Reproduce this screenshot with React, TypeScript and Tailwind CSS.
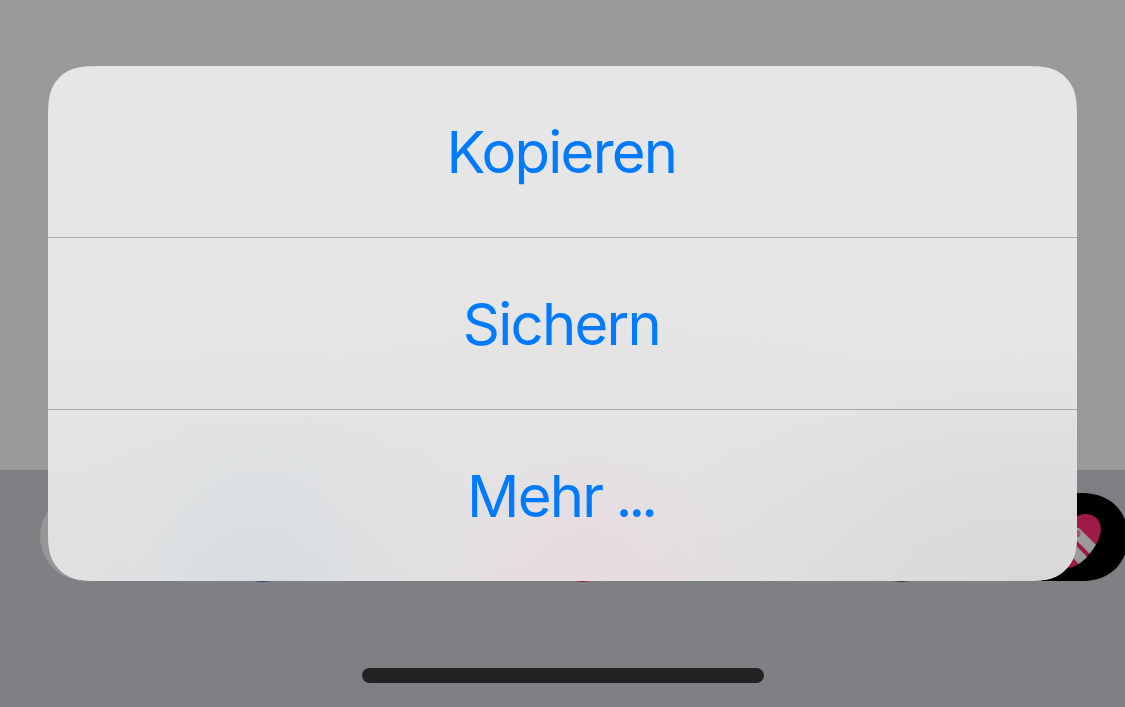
const actions = ['Kopieren', 'Sichern', 'Mehr']

function HeartApp() {
  return (
    <svg className="block h-[89px] w-[133px]" viewBox="0 0 133 89">
      <defs>
        <clipPath id="heart">
          <path d="M74 34C76 27 82 22 89 22C100 22 105 29 105 38C104 48 98 57 90 66C85 71 79 75 72 76C60 72 38 60 34 45C32 32 40 22 50 22C60 22 68 26 74 34Z" />
        </clipPath>
      </defs>
      <path d="M44 1H86C114 1 132 19 132 45C132 71 114 89 86 89H44C18 89 0 70 0 45C0 19 18 1 44 1Z" fill="#000" />
      <g clipPath="url(#heart)">
        <rect width="133" height="89" fill="#9e1b45" />
        <path d="M75 36L83 36L103 56L95 63L72 40Z" fill="#9b9b9b" />
        <path d="M72 45L93 67L85 75L66 53Z" fill="#9b9b9b" />
        <circle cx="81" cy="41.5" r="3.5" fill="#a84d6b" />
      </g>
    </svg>
  )
}

function AppStrip() {
  return (
    <div className="flex h-[90px] items-start justify-between pl-10 -mr-1">
      <div className="h-[89px] w-[129px] rounded-full bg-[#969696]" />
      <div className="h-[90px] w-[89px] rounded-full bg-[#244a7d]" />
      <div className="h-[89px] w-[129px] rounded-full bg-[#808187]" />
      <div className="h-[90px] w-[89px] rounded-full bg-[#7d2639]" />
      <div className="h-[89px] w-[129px] rounded-full bg-[#808187]" />
      <div className="h-[90px] w-[89px] rounded-full bg-[#333437]" />
      <HeartApp />
    </div>
  )
}

function ActionSheet() {
  return (
    <div className="absolute top-[66px] left-12 flex h-[515px] w-[1029px] flex-col divide-y divide-[#a9a9aa] bg-[#e6e6e6] bg-[radial-gradient(ellipse_200px_240px_at_215px_515px,#d2dae299,#d5dee433_60%,transparent),radial-gradient(ellipse_150px_130px_at_540px_520px,#ebd5dc99,#ead9de55_55%,transparent),radial-gradient(ellipse_330px_280px_at_550px_460px,#e9dfe355,transparent),radial-gradient(ellipse_420px_240px_at_1000px_530px,#d6d3d4aa,transparent),linear-gradient(to_bottom,transparent_45%,#e0e0e0)] [clip-path:path('M59.6_0H969.4C986.55_0_995.13_0_1004.37_2.92C1014.46_6.59_1022.41_14.54_1026.08_24.63C1029_33.87_1029_42.45_1029_59.6V455.4C1029_472.55_1029_481.13_1026.08_490.37C1022.41_500.46_1014.46_508.41_1004.37_512.08C995.13_515_986.55_515_969.4_515H59.6C42.45_515_33.87_515_24.63_512.08C14.54_508.41_6.59_500.46_2.92_490.37C0_481.13_0_472.55_0_455.4V59.6C0_42.45_0_33.87_2.92_24.63C6.59_14.54_14.54_6.59_24.63_2.92C33.87_0_42.45_0_59.6_0Z')]">
      {actions.map((label) => (
        <button
          key={label}
          className="flex min-h-0 flex-1 items-center justify-center pt-px pr-0.5 text-[58px] leading-none tracking-[-1.75px] whitespace-pre text-[#007aff]"
        >
          {label}
          {label === 'Mehr' && <span className="mr-0.5 ml-px tracking-[-4px]">{' ...'}</span>}
        </button>
      ))}
    </div>
  )
}

export default function App() {
  return (
    <div className="relative flex h-[707px] w-[1125px] flex-col overflow-hidden bg-[#999] font-['Inter',sans-serif]">
      <div className="h-[470px]" />
      <div className="flex flex-1 flex-col bg-[#7f8084] pt-[22px]">
        <AppStrip />
        <div className="mx-auto mt-auto mb-6 h-[15px] w-[402px] rounded-full bg-[#222]" />
      </div>
      <ActionSheet />
    </div>
  )
}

EXERCISE TASK:
Quote every line word for word and keep the images out of the copy.

CORRECT RESULT:
Reproduce this screenshot with React, TypeScript and Tailwind CSS.
const actions = ['Kopieren', 'Sichern', 'Mehr']

function HeartApp() {
  return (
    <svg className="block h-[89px] w-[133px]" viewBox="0 0 133 89">
      <defs>
        <clipPath id="heart">
          <path d="M74 34C76 27 82 22 89 22C100 22 105 29 105 38C104 48 98 57 90 66C85 71 79 75 72 76C60 72 38 60 34 45C32 32 40 22 50 22C60 22 68 26 74 34Z" />
        </clipPath>
      </defs>
      <path d="M44 1H86C114 1 132 19 132 45C132 71 114 89 86 89H44C18 89 0 70 0 45C0 19 18 1 44 1Z" fill="#000" />
      <g clipPath="url(#heart)">
        <rect width="133" height="89" fill="#9e1b45" />
        <path d="M75 36L83 36L103 56L95 63L72 40Z" fill="#9b9b9b" />
        <path d="M72 45L93 67L85 75L66 53Z" fill="#9b9b9b" />
        <circle cx="81" cy="41.5" r="3.5" fill="#a84d6b" />
      </g>
    </svg>
  )
}

function AppStrip() {
  return (
    <div className="flex h-[90px] items-start justify-between pl-10 -mr-1">
      <div className="h-[89px] w-[129px] rounded-full bg-[#969696]" />
      <div className="h-[90px] w-[89px] rounded-full bg-[#244a7d]" />
      <div className="h-[89px] w-[129px] rounded-full bg-[#808187]" />
      <div className="h-[90px] w-[89px] rounded-full bg-[#7d2639]" />
      <div className="h-[89px] w-[129px] rounded-full bg-[#808187]" />
      <div className="h-[90px] w-[89px] rounded-full bg-[#333437]" />
      <HeartApp />
    </div>
  )
}

function ActionSheet() {
  return (
    <div className="absolute top-[66px] left-12 flex h-[515px] w-[1029px] flex-col divide-y divide-[#a9a9aa] bg-[#e6e6e6] bg-[radial-gradient(ellipse_200px_240px_at_215px_515px,#d2dae299,#d5dee433_60%,transparent),radial-gradient(ellipse_150px_130px_at_540px_520px,#ebd5dc99,#ead9de55_55%,transparent),radial-gradient(ellipse_330px_280px_at_550px_460px,#e9dfe355,transparent),radial-gradient(ellipse_420px_240px_at_1000px_530px,#d6d3d4aa,transparent),linear-gradient(to_bottom,transparent_45%,#e0e0e0)] [clip-path:path('M59.6_0H969.4C986.55_0_995.13_0_1004.37_2.92C1014.46_6.59_1022.41_14.54_1026.08_24.63C1029_33.87_1029_42.45_1029_59.6V455.4C1029_472.55_1029_481.13_1026.08_490.37C1022.41_500.46_1014.46_508.41_1004.37_512.08C995.13_515_986.55_515_969.4_515H59.6C42.45_515_33.87_515_24.63_512.08C14.54_508.41_6.59_500.46_2.92_490.37C0_481.13_0_472.55_0_455.4V59.6C0_42.45_0_33.87_2.92_24.63C6.59_14.54_14.54_6.59_24.63_2.92C33.87_0_42.45_0_59.6_0Z')]">
      {actions.map((label) => (
        <button
          key={label}
          className="flex min-h-0 flex-1 items-center justify-center pt-px pr-0.5 text-[58px] leading-none tracking-[-1.75px] whitespace-pre text-[#007aff]"
        >
          {label}
          {label === 'Mehr' && <span className="mr-0.5 ml-px tracking-[-4px]">{' ...'}</span>}
        </button>
      ))}
    </div>
  )
}

export default function App() {
  return (
    <div className="relative flex h-[707px] w-[1125px] flex-col overflow-hidden bg-[#999] font-['Inter',sans-serif]">
      <div className="h-[470px]" />
      <div className="flex flex-1 flex-col bg-[#7f8084] pt-[22px]">
        <AppStrip />
        <div className="mx-auto mt-auto mb-6 h-[15px] w-[402px] rounded-full bg-[#222]" />
      </div>
      <ActionSheet />
    </div>
  )
}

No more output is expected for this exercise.